It turns out that your classic experimental trick to mimic protein phosphorylation by mutating serines and threonines to aspartate or glutamate at phosphorylation sites was not first discovered by humans. Pearlman, Serber and Ferrell argue that many phosphorylation sites in proteins evolved from negatively charged amino acid residues, which means that phosphorylation evolved to mimic the effects of glutamate and aspartate. This, of course, occurred long before human scientists discovered in 1987 that you could replace phosphorlated serines and threonines with negatively charged amino acids and still get a functional protein.
“A Mechanism for the Evolution of Phosphorylation Sites”, Samuel M. Pearlman, Zach Serber, James E. Ferrell Jr., Cell Volume 147, Issue 4, 11 November 2011, Pages 934–946
It is less intuitive how activating phosphorylations might evolve, since presumably the nonphosphorylated ancestor of the phosphoprotein would be inactive.

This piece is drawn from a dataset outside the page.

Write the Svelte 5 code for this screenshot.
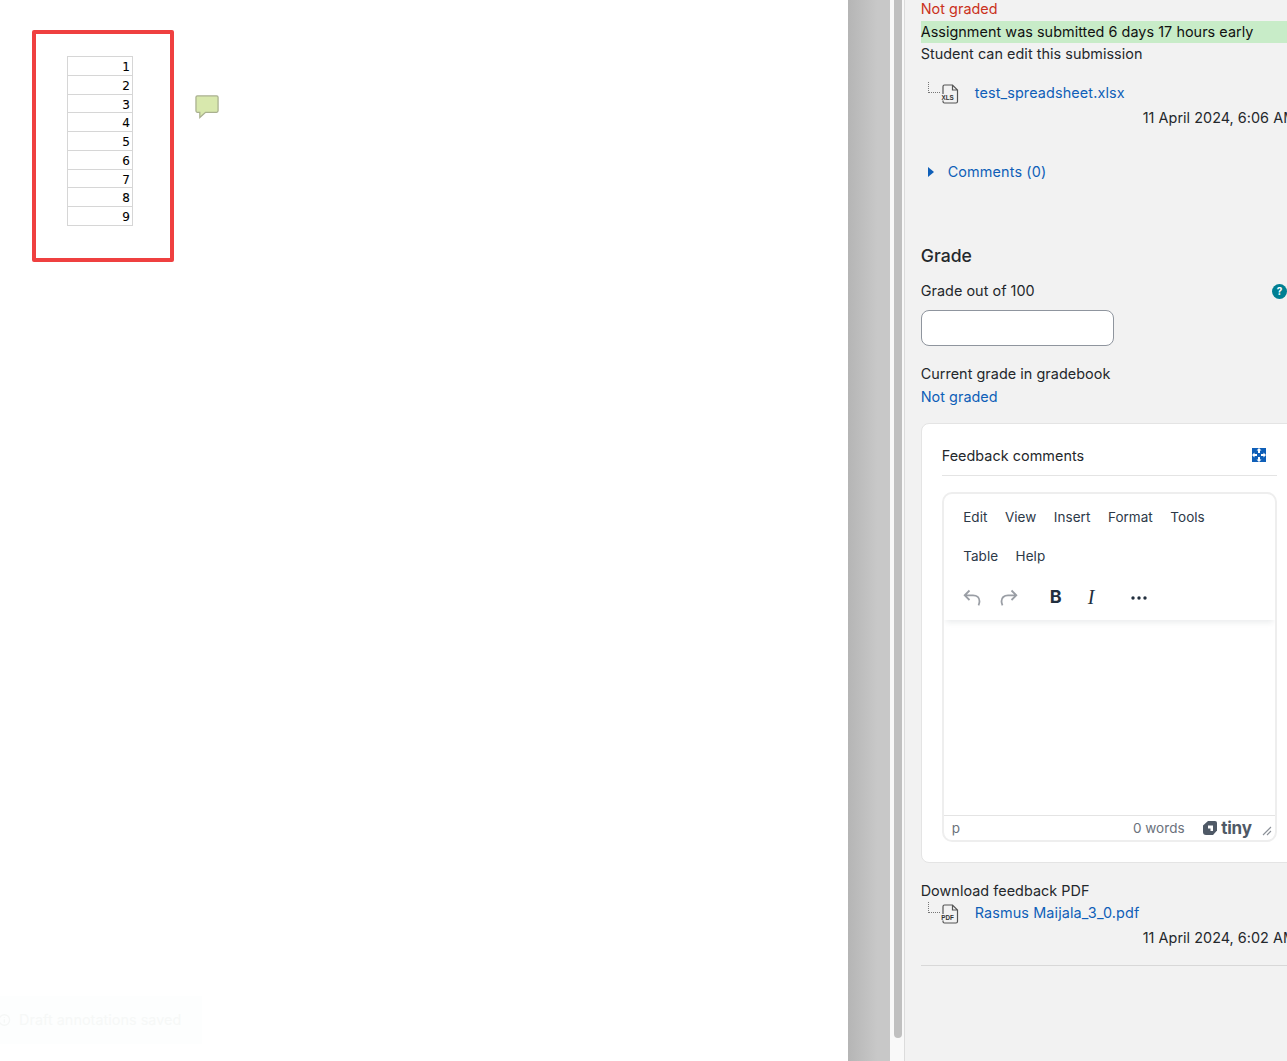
<script>
  const rows = [1, 2, 3, 4, 5, 6, 7, 8, 9];
</script>

<div class="page">
  <main class="viewer">
    <div class="sheet">
      <div class="marker">
        <div class="cells">
          {#each rows as r}
            <div class="cell">{r}</div>
          {/each}
        </div>
      </div>
      <svg class="bubble" viewBox="0 0 26 26" width="25" height="25" aria-hidden="true">
        <path d="M2.500 2h20a1.500 1.500 0 0 1 1.500 1.500v14a1.500 1.500 0 0 1-1.500 1.500H11l-6 5.500V19H2.500A1.500 1.500 0 0 1 1 17.500v-14A1.500 1.500 0 0 1 2.500 2z" fill="#d8e8ad" stroke="#a9b08f" stroke-width="1.300"/>
      </svg>
    </div>
    <div class="toast">
      <svg viewBox="0 0 16 16" width="14" height="14" aria-hidden="true"><circle cx="5" cy="8" r="6" fill="none" stroke="#f5f7f6" stroke-width="1.500"/><path d="M5 7v4M5 4.500v1" stroke="#f5f7f6" stroke-width="1.500"/></svg>
      <span>Draft annotations saved</span>
    </div>
  </main>

  <div class="gutter"><div class="strip"></div><div class="thumb"></div><div class="track"></div></div>

  <aside class="panel">
    <div class="red">Not graded</div>
    <div class="early">Assignment was submitted 6 days 17 hours early</div>
    <div class="line">Student can edit this submission</div>

    <div class="file first">
      <span class="tree"></span>
      <svg class="fileicon" viewBox="0 0 18 20" width="18" height="20" aria-hidden="true">
        <path d="M3.500 1h8L16.500 6v11.500a1.500 1.500 0 0 1-1.500 1.500H3.500A1.500 1.500 0 0 1 2 17.500v-15A1.500 1.500 0 0 1 3.500 1zM11.500 1v5h5" fill="none" stroke="#555" stroke-width="1.200"/>
        <rect x="0" y="10" width="14" height="6.500" fill="#f2f2f2"/>
        <text x="0.500" y="15.500" class="ft">XLS</text>
      </svg>
      <a href="#f">test_spreadsheet.xlsx</a>
    </div>
    <div class="date">11 April 2024, 6:06 AM</div>

    <div class="comments">
      <svg viewBox="0 0 6 10" width="6" height="10" aria-hidden="true"><path d="M0 0l6 5-6 5z" fill="#0f5fb8"/></svg>
      <a href="#c">Comments (0)</a>
    </div>

    <h3>Grade</h3>
    <div class="gradelabel">
      <span>Grade out of 100</span>
      <span class="help">?</span>
    </div>
    <input class="grade" type="text" aria-label="Grade out of 100" />
    <div class="current">Current grade in gradebook</div>
    <a class="notgraded" href="#g">Not graded</a>

    <section class="card">
      <div class="cardhead">
        <span>Feedback comments</span>
        <svg viewBox="0 0 14 14" width="14" height="14" aria-hidden="true">
          <rect width="14" height="14" fill="#0f5fb8"/>
          <path d="M7 0l2.500 2.500H8V5H6V2.500H4.500zM7 14l-2.500-2.500H6V9h2v2.500h1.500zM0 7l2.500-2.500V6H5v2H2.500v1.500zM14 7l-2.500 2.500V8H9V6h2.500V4.500z" fill="#fff"/>
        </svg>
      </div>
      <div class="editor">
        <div class="menus">
          <div class="menurow"><span>Edit</span><span>View</span><span>Insert</span><span>Format</span><span>Tools</span></div>
          <div class="menurow"><span>Table</span><span>Help</span></div>
        </div>
        <div class="tools">
          <svg class="t undo" viewBox="0 0 18 18" width="18" height="18" aria-hidden="true"><path d="M6.500 1.500L1.700 6.300l4.800 4.700M2 6.300h8c4 0 6.500 2.500 6.500 6 0 1.500-.5 3-1 4" fill="none" stroke="#9a9ea5" stroke-width="1.800"/></svg>
          <svg class="t redo" viewBox="0 0 18 18" width="18" height="18" aria-hidden="true"><path d="M11.500 1.500l4.800 4.800-4.800 4.700M16 6.300H8c-4 0-6.500 2.500-6.500 6 0 1.500.5 3 1 4" fill="none" stroke="#9a9ea5" stroke-width="1.800"/></svg>
          <b class="bold">B</b>
          <i class="ital">I</i>
          <svg class="more" viewBox="0 0 16 4" width="16" height="4" aria-hidden="true"><circle cx="2" cy="2" r="1.700" fill="#222f3e"/><circle cx="8" cy="2" r="1.700" fill="#222f3e"/><circle cx="14" cy="2" r="1.700" fill="#222f3e"/></svg>
        </div>
        <div class="area"></div>
        <div class="status">
          <span class="p">p</span>
          <span class="words">0 words</span>
          <svg class="tinylogo" viewBox="0 0 16 16" width="16" height="16" aria-hidden="true">
            <path d="M6 1h7a2 2 0 0 1 2 2v7.500L11 15H4a3 3 0 0 1-3-3V5.500z" fill="#4f5966"/>
            <path d="M6 5.500h5v5.500H8.500V8.500H6z" fill="#fff"/>
          </svg>
          <span class="tiny">tiny</span>
          <svg class="grip" viewBox="0 0 10 10" width="10" height="10" aria-hidden="true"><path d="M1 9l8-8M5 9l4-4" stroke="#8b9098" stroke-width="1.100" fill="none"/></svg>
        </div>
      </div>
    </section>

    <div class="dl">Download feedback PDF</div>
    <div class="file second">
      <span class="tree"></span>
      <svg class="fileicon" viewBox="0 0 18 20" width="18" height="20" aria-hidden="true">
        <path d="M3.500 1h8L16.500 6v11.500a1.500 1.500 0 0 1-1.500 1.500H3.500A1.500 1.500 0 0 1 2 17.500v-15A1.500 1.500 0 0 1 3.500 1zM11.500 1v5h5" fill="none" stroke="#555" stroke-width="1.200"/>
        <rect x="0" y="10" width="14" height="6.500" fill="#f2f2f2"/>
        <text x="0.200" y="15.500" class="ft">PDF</text>
      </svg>
      <a href="#p">Rasmus Maijala_3_0.pdf</a>
    </div>
    <div class="date second-date">11 April 2024, 6:02 AM</div>
    <hr />
  </aside>
</div>

<style>
  :global(body) {
    margin: 0;
    overflow: hidden;
  }
  .page {
    display: flex;
    width: 1287px;
    height: 1061px;
    overflow: hidden;
    font-family: Inter, "Liberation Sans", sans-serif;
    font-size: 14.4px;
    line-height: 22.500px;
    letter-spacing: 0.04px;
    color: #24282c;
  }
  .viewer {
    position: relative;
    flex: 0 0 848px;
    background: #fff;
  }
  .sheet {
    display: flex;
    align-items: flex-start;
    padding: 30px 0 0 32px;
  }
  .marker {
    box-sizing: border-box;
    width: 142px;
    height: 232px;
    border: 4px solid #ef4040;
    border-radius: 2px;
    padding: 22px 0 0 31px;
  }
  .cells {
    width: 66px;
    height: 170px;
    border: 1px solid #d6d6d6;
    box-sizing: border-box;
  }
  .cell {
    box-sizing: border-box;
    height: 18.750px;
    border-bottom: 1px solid #d6d6d6;
    text-align: right;
    padding-right: 2px;
    font-family: "DejaVu Sans", sans-serif;
    font-size: 12px;
    line-height: 20.600px;
    letter-spacing: 0;
    color: #000;
    -webkit-text-stroke: 0.1px #000;
  }
  .cell:last-child {
    border-bottom: 0;
    height: 18px;
  }
  .bubble {
    margin: 64px 0 0 20.500px;
  }
  .toast {
    position: absolute;
    left: 0;
    top: 996px;
    width: 202px;
    height: 48px;
    display: flex;
    align-items: center;
    gap: 5px;
    background: #fdfefe;
    color: #f6f8f7;
    font-size: 14.400px;
  }
  .gutter {
    flex: 0 0 57px;
    display: flex;
    background: #f9f9f9;
  }
  .strip {
    width: 42px;
    background: linear-gradient(90deg, #b5b5b5, #c8c8c8 70%);
  }
  .thumb {
    width: 8px;
    margin-left: 4px;
    height: 1038px;
    background: #c0c0c0;
    border-radius: 0 0 4px 4px;
  }
  .track {
    margin-left: 2px;
    width: 1px;
    background: #dcdcdc;
  }
  .panel {
    flex: 0 0 382px;
    box-sizing: border-box;
    padding: 0 0 0 15.700px;
    background: #f2f2f2;
    overflow: hidden;
    display: flex;
    flex-direction: column;
    align-items: flex-start;
  }
  .red {
    color: #ca3120;
    height: 20px;
    line-height: 18px;
  }
  .early {
    width: 100%;
    height: 22px;
    margin-top: 1px;
    background: #c8ecc8;
    line-height: 22px;
    color: #111;
  }
  .line {
    height: 22px;
    line-height: 22px;
    margin-top: 0;
  }
  .file {
    display: flex;
    align-items: center;
    position: relative;
    padding-left: 54px;
    height: 22px;
  }
  .file.first {
    margin-top: 17px;
  }
  .file a,
  .comments a {
    color: #0f5fb8;
    text-decoration: none;
    letter-spacing: 0.13px;
  }
  .notgraded {
    color: #0f5fb8;
    text-decoration: none;
  }
  .tree {
    position: absolute;
    left: 7px;
    top: 0;
    width: 11px;
    height: 10px;
    border-left: 1px dotted #777;
    border-bottom: 1px dotted #777;
  }
  .fileicon {
    position: absolute;
    left: 20px;
    top: 2px;
  }
  .ft {
    font-family: "Liberation Sans", sans-serif;
    font-size: 6.300px;
    font-weight: 700;
    fill: #333;
    letter-spacing: 0;
  }
  .date {
    width: 100%;
    white-space: nowrap;
    padding-left: 222px;
    box-sizing: border-box;
    margin-top: 3px;
    height: 22px;
    line-height: 22px;
  }
  .comments {
    display: flex;
    align-items: center;
    gap: 14px;
    margin-top: 32px;
    padding-left: 7px;
    height: 22px;
  }
  h3 {
    margin: 62px 0 0;
    font-size: 17.600px;
    font-weight: 500;
    line-height: 22px;
    height: 22px;
  }
  .gradelabel {
    display: flex;
    justify-content: space-between;
    align-items: center;
    width: 100%;
    margin-top: 13px;
    height: 22px;
  }
  .help {
    width: 15px;
    height: 15px;
    border-radius: 50%;
    background: #007f92;
    color: #fff;
    font-size: 10px;
    font-weight: 700;
    line-height: 15px;
    text-align: center;
    flex: none;
  }
  .grade {
    box-sizing: border-box;
    width: 193px;
    height: 36px;
    margin-top: 8px;
    background: #fff;
    border: 1px solid #8f959e;
    border-radius: 8px;
  }
  .current {
    margin-top: 16px;
    height: 23px;
    line-height: 23px;
  }
  .notgraded {
    height: 23px;
    line-height: 23px;
  }
  .card {
    box-sizing: border-box;
    width: 380px;
    height: 440px;
    margin-top: 15px;
    padding: 0 0 0 20px;
    background: #fff;
    border: 1px solid #e4e4e4;
    border-radius: 8px;
  }
  .cardhead {
    box-sizing: border-box;
    width: 335px;
    height: 52px;
    display: flex;
    justify-content: space-between;
    align-items: center;
    padding: 14px 11px 0 0;
    border-bottom: 1px solid #e4e4e4;
  }
  .cardhead svg {
    margin-top: -3px;
  }
  .editor {
    box-sizing: border-box;
    width: 335px;
    height: 350px;
    margin-top: 16px;
    border: 2px solid #eeeeee;
    border-radius: 10px;
    display: flex;
    flex-direction: column;
    overflow: hidden;
  }
  .menus {
    padding: 3px 0 0 19.500px;
    font-size: 13.500px;
    color: #222f3e;
  }
  .menurow {
    display: flex;
    gap: 17.500px;
    height: 39px;
    align-items: center;
    line-height: 20px;
  }
  .menurow span {
    opacity: 0.95;
  }
  .tools {
    position: relative;
    height: 45px;
    flex: none;
    box-shadow: 0 4px 6px -2px rgba(34, 47, 62, 0.1);
    display: flex;
    align-items: center;
    padding-left: 19px;
    color: #222f3e;
  }
  .t {
    flex: none;
  }
  .redo {
    margin-left: 19px;
  }
  .bold {
    margin-left: 32px;
    font-size: 18px;
    font-weight: 700;
    width: 14px;
  }
  .ital {
    margin-left: 24px;
    font-family: "Liberation Serif", serif;
    font-size: 20px;
    width: 10px;
  }
  .more {
    margin-left: 33px;
  }
  .area {
    flex: 1;
  }
  .status {
    height: 25px;
    flex: none;
    border-top: 1px solid #e4e4e4;
    display: flex;
    align-items: center;
    font-size: 13.500px;
    color: #6b727c;
    padding: 0 3px 0 8px;
    box-sizing: border-box;
  }
  .words {
    margin-left: auto;
  }
  .tinylogo {
    margin-left: 17.500px;
  }
  .tiny {
    font-weight: 700;
    font-size: 17px;
    color: #4f5966;
    margin-left: 3px;
    letter-spacing: -0.200px;
  }
  .grip {
    margin-left: 10px;
    margin-top: 5px;
  }
  .dl {
    margin-top: 17px;
    height: 22px;
    line-height: 22px;
  }
  .file.second {
    height: 22px;
    margin-top: 0;
  }
  .second-date {
    margin-top: 3px;
  }
  hr {
    width: 100%;
    margin: 16px 0 0;
    border: 0;
    border-top: 1px solid #d8d8d8;
  }
</style>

One possible mechanism is suggested by mutational studies of isocitrate dehydrogenase. Thorsness and Koshland showed that substituting an acidic aspartate residue for the serine phosphorylation site mimicked the phosphorylated state of the protein. The rationale behind this observation is that acidic residues are negatively charged, like pSer, pThr and pTyr (although Glu and Asp are singly charged whereas pSer, pThr, and pTyr are, nominally, doubly charged at physiological pH, and Asp and Glu are approximately isosteric with pSer and pThr (Figure 1B). This “trick” of substituting Asp or Glu for pSer or pThr turns out to be widely applicable. Although there are examples where two acidic residues are needed to mimic one phosphorylation event, as well as examples where the activity of the Asp or Glu mutant is more like that of the nonphosphorylated form than the phosphorylated form, often the Asp or Glu mutants do faithfully mimic the phosphorylated state.